Key Takeaways and Conclusion#
First Horizon’s recent quarter and corporate actions create a coherent if cautious investment narrative. The company generated a modest earnings beat in Q2, sustained loan and deposit growth, and announced a $1.0 billion repurchase program together with a continued $0.15 quarterly dividend, all underpinned by management’s view of sufficient stress-test capital buffers. At the same time, NIM compression to 3.4% and a multi-year program of operational consolidation mean margin recovery will be incremental rather than immediate. Governance upgrades — notably the appointment of Michael Moehn to the board — raise the odds that capital allocation and IT governance will be more disciplined going forward.
In short, First Horizon is a cash-generative regional bank balancing shareholder returns with a credible program of operational and governance upgrades.
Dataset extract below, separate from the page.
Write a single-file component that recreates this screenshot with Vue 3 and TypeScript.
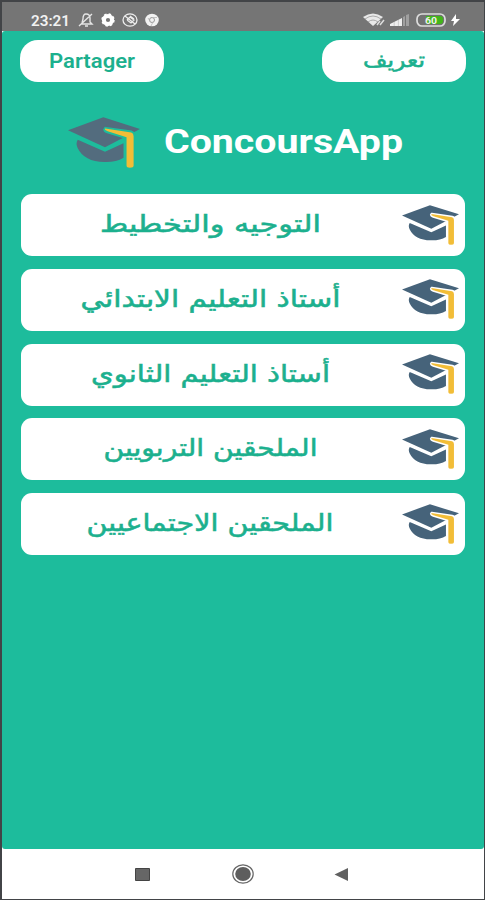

The success of that balance will depend on margin stabilization, disciplined repurchase execution, and visible productivity from consolidation and technology investments. The coming quarters will be decisive in showing whether EPS gains are durable and whether the bank can convert governance and capital actions into sustained returns on equity.
(For primary disclosures and source material referenced throughout this piece, see the company’s Q2 release and slides on Nasdaq and Investing.com, the $1.0B repurchase announcement and dividend declarations on PR Newswire, and the company-run stress-test results in the PR Newswire release.)